Table 1 presents the comparison results on the test centers of both liver fibrosis staging and COVID-19 severity prediction. Our TTADC significantly improves the model performance over baseline on all test sets, with 4.6%, 3.6%, 2.7% increase in AUC, 8.5%, 10.0%, 4.0% increase in Accuracy, and 3.9%, 3.3%, 4.6% increase in OI respectively, outperforming all the comparison methods. The results validate the effectiveness of our distribution calibration and test-time adaptation on addressing arbitrary label shift. Our method clearly outperforms the domain adaptation method TENT, showing the necessity of designing approach specifically for label shift. Although not significant, Focal loss can also generally improve over baseline, indicating the alleviation of class imbalance may help reduce the effect of label shift. The other methods on tackling label shift generally outperform TENT and Focal loss. Our method and TADE which learn multiple classifiers obtain better performance than BALMS and LADE which use uniform distribution assumption, showing the importance of enlarging the model capacity for proper test-time adaptation. Our method also clearly outperforms TADE, demonstrating the combination of our one-dominating-class distributions can represent more diverse test label distributions.

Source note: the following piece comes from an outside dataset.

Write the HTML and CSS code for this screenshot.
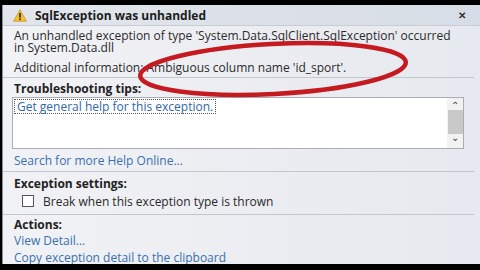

Ablation Analysis. Comprehensive ablation studies have been conducted with the liver CT dataset to analyze the key ingredients regarding our TTADC. As shown in Fig. 3(a), adding only the learning distribution-calibrated classifier (LDC) or test-time adaptation (TTA) over baseline is not able to improve over baseline. This is as expected since the two key components are strongly coupled, i.e., the diverse classifiers need to be properly aggregated at test time for the unknown label distribution. In Fig. 3(b), we manually sample a few images from the training center to construct the test subsets with different one-dominating-class distributions. We can see that given the test subset with k-th class dominating other classes, the best performance comes from the k-th classifier, demonstrating that our proposed distribution calibration successfully generate classifiers that have expertise on different one-dominating-class distributions. Moreover, Fig. 3(c) compares the model performance trained with different \(\lambda \) in Eq. 3. The results show that the optimal choice of \(\lambda \) is 2.

4 Conclusion

We present, to our best knowledge, the first method to generalize deep classifiers to unknown test label distributions for medical image classification. Our methods innovates distribution calibration to learn multiple representative classifiers during training, which are then dynamically aggregated via test-time adaptation to deal with arbitrary label shift. Our method is general and experiments on two important medical diagnosis tasks demonstrate the effectiveness of our method.